Singapore Property Related Podcasts (Part 5)

Asian Business First Podcast Summary: The risks and rewards of overseas properties

A landed property in KL only costs as much as a 4-room flat in Singapore. Singapore properties are getting too expensive and as a result, some may consider overseas properties. There are heavy stamp duties in Singapore and LTV ratios in recent times. Even if you have a SGD $1mil dollar, you can only get a shoebox condo, which isn’t a lot to speak of. If you don’t buy a second property in Singapore, for the stamp duties saved, you can get a freehold property in Cambodia for just 100k USD. However, for overseas properties, you need to consider exchange rates, government stability and capital appreciation, rental potential etc. In terms of potential, Europe, UK and Australia are still prime targets. One could also buy a home to look for investment, but also to stay there during retirement.

There are two groups of Singaporeans who buy overseas properties: one group is that they know the market, probably studied there; the other group is who have no clue and have not traveled there. They probably assume that if you invest in developing countries, then they think that they can make money, in line with the economic growth of the country. However, one must be cognizant of the risks. You will not know, when investing overseas, where the property is facing, and whether the vicinity is valuable. In Australia, foreigners can only buy properties under construction, and you can only sell to an Aussie local.

It certainly doesn’t mean that you stay in a place for a long time, means that you are very knowledgeable about property. It is important to get knowledge of the area you are planning to invest in. You need not buy property, as you could also buy ETF, REIT, which have exposure into the property sector, which has certainly a lower barrier to entry.

Vietnam is a very hot market right now. An average Singaporean can still invest in overseas properties due to the affordability. The concept of OPM (other people’s money) is important, which is rental yield. If you are able to rent out the property for 15 years, your property basically pays for itself. HDB has a 5 year MOP, and they cannot buy private residential properties, whether local or overseas properties. For Singaporeans, you can rent out your HDB, and stay in your private property, however this does not apply for PR.

For commercial properties, the rental tends to fluctuate, and so do the prices. UK and Australia are very popular among Singaporeans, when investing in properties.

Is there rental yield anymore? The rental market seems to be very dead in Singapore. There are quite a number of property developers moving overseas, like Oxley, Capitaland. Different countries also have interest rates. For property investment, you cannot speculate anymore due to the Additional Buyers’ Stamp Duty (ABSD), you should aim to keep a house for at least 5 years, and an average of about 10 years

Due to Brexit, UK properties could be undervalued at the moment, as there could be a distress to the market. Top emerging market picks are Vietnam, Cambodia and Manila, rental yields are 4 to 5%. New Zealand is quite anti-foreigners when it comes to buying properties, as they have strict regulations on that.

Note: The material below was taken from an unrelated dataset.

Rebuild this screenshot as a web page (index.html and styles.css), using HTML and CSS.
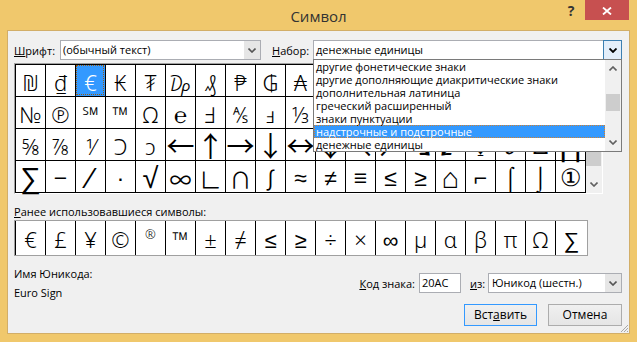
FILE: index.html
```html
<!DOCTYPE html>
<html lang="ru">
<head>
<meta charset="utf-8">
<title>Символ</title>
<link rel="stylesheet" href="styles.css">
</head>
<body>
<div class="window">
  <div class="titlebar">
    <div class="tb-spacer"></div>
    <div class="title">Символ</div>
    <div class="controls">
      <span class="help">?</span>
      <span class="close"><svg width="10" height="8" viewBox="0 0 10 8"><path d="M1 0.5 L9 7.5 M9 0.5 L1 7.5" stroke="#fff" stroke-width="1.8" fill="none"/></svg></span>
    </div>
  </div>
  <div class="client">
    <div class="font-row">
      <span class="lbl lbl-font"><u>Ш</u>рифт:</span>
      <div class="combo combo-font">
        <span class="value">(обычный текст)</span>
        <span class="btn"><svg width="8" height="5" viewBox="0 0 8 5"><path d="M0.5 0.5 L4 4 L7.5 0.5" stroke="#555" stroke-width="1.6" fill="none"/></svg></span>
      </div>
      <span class="lbl lbl-set"><u>Н</u>абор:</span>
      <div class="combo combo-set">
        <span class="value">денежные единицы</span>
        <span class="btn btn-active"><svg width="8" height="5" viewBox="0 0 8 5"><path d="M0.5 0.5 L4 4 L7.5 0.5" stroke="#000" stroke-width="1.8" fill="none"/></svg></span>
        <div class="droplist">
          <ul class="items">
            <li>другие фонетические знаки</li>
            <li>другие дополняющие диакритические знаки</li>
            <li>дополнительная латиница</li>
            <li>греческий расширенный</li>
            <li>знаки пунктуации</li>
            <li class="sel">надстрочные и подстрочные</li>
            <li>денежные единицы</li>
          </ul>
          <div class="vscroll list-scroll">
            <span class="sb-btn"><svg width="8" height="5" viewBox="0 0 8 5"><path d="M0.5 4.5 L4 1 L7.5 4.5" stroke="#606060" stroke-width="1.6" fill="none"/></svg></span>
            <div class="track"><div class="thumb thumb-list"></div></div>
            <span class="sb-btn"><svg width="8" height="5" viewBox="0 0 8 5"><path d="M0.5 0.5 L4 4 L7.5 0.5" stroke="#606060" stroke-width="1.6" fill="none"/></svg></span>
          </div>
        </div>
      </div>
    </div>

    <div class="grid-wrap">
      <div class="cells">
        <span class="cell">₪</span><span class="cell">₫</span><span class="cell sel">€</span><span class="cell">₭</span><span class="cell">₮</span><span class="cell">₯</span><span class="cell">₰</span><span class="cell">₱</span><span class="cell">₲</span><span class="cell">₳</span><span class="cell"></span><span class="cell"></span><span class="cell"></span><span class="cell"></span><span class="cell"></span><span class="cell"></span><span class="cell"></span><span class="cell"></span><span class="cell"></span>
        <span class="cell">№</span><span class="cell">℗</span><span class="cell">℠</span><span class="cell">™</span><span class="cell">Ω</span><span class="cell">℮</span><span class="cell">Ⅎ</span><span class="cell">⅍</span><span class="cell">ⅎ</span><span class="cell">⅓</span><span class="cell"></span><span class="cell"></span><span class="cell"></span><span class="cell"></span><span class="cell"></span><span class="cell"></span><span class="cell"></span><span class="cell"></span><span class="cell"></span>
        <span class="cell">⅝</span><span class="cell">⅞</span><span class="cell">⅟</span><span class="cell">Ↄ</span><span class="cell">ↄ</span><span class="cell arr">←</span><span class="cell arr">↑</span><span class="cell arr">→</span><span class="cell arr">↓</span><span class="cell arr">↔</span><span class="cell arr">↕</span><span class="cell arr">↖</span><span class="cell arr">↗</span><span class="cell arr">↘</span><span class="cell arr">↙</span><span class="cell wgl">↨</span><span class="cell wgl">∂</span><span class="cell wgl">∆</span><span class="cell lg">∏</span>
        <span class="cell lg">∑</span><span class="cell wgl">−</span><span class="cell lg">∕</span><span class="cell wgl">∙</span><span class="cell lg">√</span><span class="cell cjk">∞</span><span class="cell cjk">∟</span><span class="cell cjk">∩</span><span class="cell cjk">∫</span><span class="cell wgl">≈</span><span class="cell wgl">≠</span><span class="cell wgl">≡</span><span class="cell wgl">≤</span><span class="cell wgl">≥</span><span class="cell lg">⌂</span><span class="cell wgl">⌐</span><span class="cell wgl">⌠</span><span class="cell wgl">⌡</span><span class="cell big">①</span>
      </div>
      <div class="vscroll grid-scroll">
        <span class="sb-btn"><svg width="8" height="5" viewBox="0 0 8 5"><path d="M0.5 4.5 L4 1 L7.5 4.5" stroke="#606060" stroke-width="1.6" fill="none"/></svg></span>
        <div class="track"><div class="thumb thumb-grid"></div></div>
        <span class="sb-btn"><svg width="8" height="5" viewBox="0 0 8 5"><path d="M0.5 0.5 L4 4 L7.5 0.5" stroke="#606060" stroke-width="1.6" fill="none"/></svg></span>
      </div>
    </div>

    <div class="recent-label"><u>Р</u>анее использовавшиеся символы:</div>
    <div class="recent">
      <span class="rcell">€</span><span class="rcell">£</span><span class="rcell">¥</span><span class="rcell">©</span><span class="rcell sup">®</span><span class="rcell">™</span><span class="rcell">±</span><span class="rcell">≠</span><span class="rcell">≤</span><span class="rcell">≥</span><span class="rcell">÷</span><span class="rcell">×</span><span class="rcell">∞</span><span class="rcell">µ</span><span class="rcell">α</span><span class="rcell">β</span><span class="rcell">π</span><span class="rcell">Ω</span><span class="rcell">∑</span>
    </div>

    <div class="bottom">
      <div class="names">
        <div class="uname-lbl">Имя Юникода:</div>
        <div class="uname">Euro Sign</div>
      </div>
      <div class="actions">
        <div class="code-row">
          <span class="lbl lbl-code"><u>К</u>од знака:</span>
          <span class="input">20AC</span>
          <span class="lbl lbl-from"><u>и</u>з:</span>
          <div class="combo combo-from">
            <span class="value">Юникод (шестн.)</span>
            <span class="btn"><svg width="8" height="5" viewBox="0 0 8 5"><path d="M0.5 0.5 L4 4 L7.5 0.5" stroke="#555" stroke-width="1.6" fill="none"/></svg></span>
          </div>
        </div>
        <div class="buttons">
          <span class="button default">Вст<u>а</u>вить</span>
          <span class="button">Отмена</span>
        </div>
      </div>
    </div>
    <svg class="grip" width="9" height="9" viewBox="0 0 9 9"><path d="M8 1 L1 8 M8 4 L4 8 M8 7 L7 8" stroke="#a8a8a8" stroke-width="1" fill="none"/></svg>
  </div>
</div>
</body>
</html>
```

FILE: styles.css
```css
html, body {
  margin: 0;
  padding: 0;
}
body {
  width: 637px;
  height: 342px;
  overflow: hidden;
  font-family: "Segoe UI", "Open Sans", "Noto Sans", sans-serif;
  font-size: 11px;
  color: #000;
}
u { text-decoration: underline; text-underline-offset: 1px; }

.window {
  width: 637px;
  height: 342px;
  box-sizing: border-box;
  background: #f0c86c;
  padding: 0 7px 8px 7px;
  display: flex;
  flex-direction: column;
}

.titlebar {
  height: 30px;
  flex: none;
  display: grid;
  grid-template-columns: 1fr auto 1fr;
}
.title {
  font-size: 15px;
  line-height: 32px;
  color: #333;
}
.controls {
  justify-self: end;
  display: flex;
  align-items: flex-start;
  margin-right: 1px;
}
.help {
  width: 28px;
  height: 20px;
  text-align: center;
  font-weight: bold;
  font-size: 14px;
  line-height: 22px;
  color: #333;
}
.close {
  width: 44px;
  height: 20px;
  background: #c75050;
  display: flex;
  align-items: center;
  justify-content: center;
  padding-top: 2px;
  box-sizing: border-box;
}

.client {
  flex: 1;
  background: #f0f0f0;
  border: 1px solid #d2ae68;
  position: relative;
}

/* top row */
.font-row {
  display: flex;
  align-items: center;
  height: 20px;
  margin: 9px 0 0 6px;
}
.lbl-font { width: 46px; }
.lbl-set { width: 41px; margin-left: 11px; }

.combo {
  height: 20px;
  box-sizing: border-box;
  border: 1px solid #abadb3;
  background: #fff;
  display: flex;
  position: relative;
}
.combo .value {
  flex: 1;
  padding-left: 2px;
  line-height: 18px;
  white-space: nowrap;
}
.combo .btn {
  width: 16px;
  background: #e6e6e6;
  display: flex;
  align-items: center;
  justify-content: center;
}
.combo-font { width: 201px; }
.combo-set { width: 309px; }
.combo .btn-active {
  width: 17px;
  margin: -1px -1px -1px 0;
  border: 1px solid #3c7fb1;
  background: #e3eefa;
}

.droplist {
  position: absolute;
  top: 18px;
  left: -1px;
  right: -1px;
  height: 93px;
  box-sizing: border-box;
  border: 1px solid #7a7a7a;
  background: #fff;
  display: flex;
  z-index: 5;
}
.items {
  list-style: none;
  margin: 0;
  padding: 0;
  flex: 1;
}
.items li {
  height: 13px;
  line-height: 13px;
  padding-left: 2px;
  white-space: nowrap;
  box-sizing: border-box;
}
.items li.sel {
  background: #3399ff;
  color: #fff;
  outline: 1px dotted #d08030;
  outline-offset: -1px;
}

.vscroll {
  width: 16px;
  background: #f0f0f0;
  display: flex;
  flex-direction: column;
}
.sb-btn {
  height: 17px;
  display: flex;
  align-items: center;
  justify-content: center;
  flex: none;
}
.track { flex: 1; }
.thumb { background: #cdcdcd; margin: 0 1px; }
.thumb-list { margin-top: 17px; height: 17px; }
.thumb-grid { margin-top: 71px; height: 14px; margin-left: 0; }

/* symbol grid */
.grid-wrap {
  margin: 3px 0 0 6px;
  display: flex;
  width: max-content;
  border-style: solid;
  border-width: 1px;
  border-color: #a0a0a0 #ffffff #ffffff #a0a0a0;
}
.cells {
  display: grid;
  grid-template-columns: repeat(19, 30px);
  grid-auto-rows: 32px;
  border-right: 1px solid #000;
  border-bottom: 1px solid #000;
  background: #fff;
}
.cell {
  box-sizing: border-box;
  border-left: 1px solid #000;
  border-top: 1px solid #000;
  display: flex;
  align-items: center;
  justify-content: center;
  font-family: "Noto Sans", "DejaVu Sans", sans-serif;
  font-weight: 300;
  font-size: 22px;
  line-height: 24px;
  padding-top: 3px;
}
.cell.wgl {
  font-family: "Liberation Sans", "DejaVu Sans", sans-serif;
  font-size: 23px;
  font-weight: normal;
}
.cell.lg {
  font-family: "Liberation Sans", "DejaVu Sans", sans-serif;
  font-size: 29px;
  line-height: 26px;
  font-weight: normal;
  padding-top: 2px;
}
.cell.cjk {
  font-family: "Noto Sans CJK JP", "DejaVu Sans", sans-serif;
  font-size: 22px;
  line-height: 26px;
  font-weight: normal;
  padding-top: 2px;
}
.cell.arr {
  font-family: "Noto Sans CJK JP", "DejaVu Sans", sans-serif;
  font-size: 28px;
  line-height: 28px;
  font-weight: normal;
  padding-top: 1px;
}
.cell.big {
  font-size: 24px;
  line-height: 26px;
  padding-top: 1px;
}
.cell.sel {
  background: #3399ff;
  color: #fff;
  outline: 1px dotted #9a5a10;
  outline-offset: -2px;
}

.recent-label {
  margin: 10px 0 0 6px;
  line-height: 16px;
}
.recent {
  margin-left: 6px;
  width: 574px;
  height: 36px;
  box-sizing: border-box;
  border: 1px solid #a0a0a0;
  background: #fff;
  display: grid;
  grid-template-columns: repeat(18, 30px) 1fr;
}
.rcell {
  border-left: 1px solid #000;
  display: flex;
  align-items: center;
  justify-content: center;
  font-family: "Noto Sans", "DejaVu Sans", sans-serif;
  font-weight: 300;
  font-size: 22px;
  line-height: 1;
  padding-top: 2px;
}
.rcell.sup {
  font-size: 13px;
  align-items: flex-start;
  padding-top: 7px;
}

/* bottom */
.bottom {
  display: flex;
  margin-top: 10px;
}
.names {
  flex: 1;
  padding-left: 6px;
}
.uname-lbl { line-height: 15px; }
.uname { line-height: 15px; margin-top: 4px; }

.actions {
  margin-right: 7px;
  padding-top: 7px;
}
.code-row {
  display: flex;
  align-items: center;
  justify-content: flex-end;
  height: 20px;
}
.lbl-code { margin-right: 4px; }
.input {
  width: 42px;
  height: 20px;
  box-sizing: border-box;
  border: 1px solid #abadb3;
  background: #fff;
  padding-left: 2px;
  line-height: 18px;
}
.lbl-from { width: 18px; margin-left: 9px; }
.combo-from { width: 134px; }
.combo-from .value { padding-left: 3px; }

.buttons {
  display: flex;
  justify-content: flex-end;
  gap: 11px;
  margin-top: 11px;
}
.button {
  width: 73px;
  height: 22px;
  box-sizing: border-box;
  border: 1px solid #acacac;
  background: linear-gradient(#f0f0f0, #e5e5e5);
  text-align: center;
  line-height: 20px;
  font-size: 12px;
}
.button + .button { width: 74px; }
.button.default { border-color: #3399ff; }

.grip {
  position: absolute;
  right: 0;
  bottom: 0;
}
```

A Measure of Master’s Degrees – Podcast Summary

A Measure of Master’s Degrees – ABF Podcast Summary (16 March 2018)

Is an MBA worth it? It’s the cost that put people off, as a reputable master’s programme can be about 100k USD for a good one overseas, like an Ivy League school. For the INSTEAD one in Singapore, it isn’t cheap as well. The tuition fees also can cost up to a $100k for a programme. In the US, there are plenty of students on debt, and the numbers are growing. Many borrowers may default on their student loans as well. The return of investments may not be very clear as well.

Is working experience more important as compared to having an MBA? Some people would prefer to take up specialists’ masters degrees, as they are cheaper and can land you good jobs as well. The NUS MBA gives you a framework for good decision making, and that would be useful for an entrepreneur, and give you a broad based experience. The MBA can provide you with a lot of contacts, such as that of VCs. Some of the lecturers at NUS are also angel investors, and take care of incubators etc and may be a great value-add for any entrepreneur. A large number of grads in the US have MBAs and it is considered a ‘premium education’.

For the entry level, MBA can give you the edge at the start, and it is easier to land a job. However, whether you can fast track into management remains to be seen. Quite a number of MBAs have relevant work experiences as well. For the Big 4 accounting firms, work experiences matters more. If you get an MBA right after school, the value of it diminishes somewhat.

In Asia, are brand name MBAs important? For investment banking and management consulting, MBAs are a must. One needs to be very clear before taking up an MBA programme. For general management roles, MBAs are preferred also. There are also many options for local Singaporeans to get local scholarships. Quite a number of students are being sponsored by their organizations. The NUS MBA is flexible and you can complete it within 3 years. Academic scenarios or case studies in the curriculum are definitely relevant, and not just theory, for example: digital marketing. For NUS MBA, there are even models you can take and customize your own learning journey.

However, nowadays there are roles that require specialist marketing degrees. Specialist masters are becoming a lot more popular in recent times. Even without masters, MBA, if you upskill yourself in a technical area, it is still possible to strive and do well in the job market, especially in the tech-space.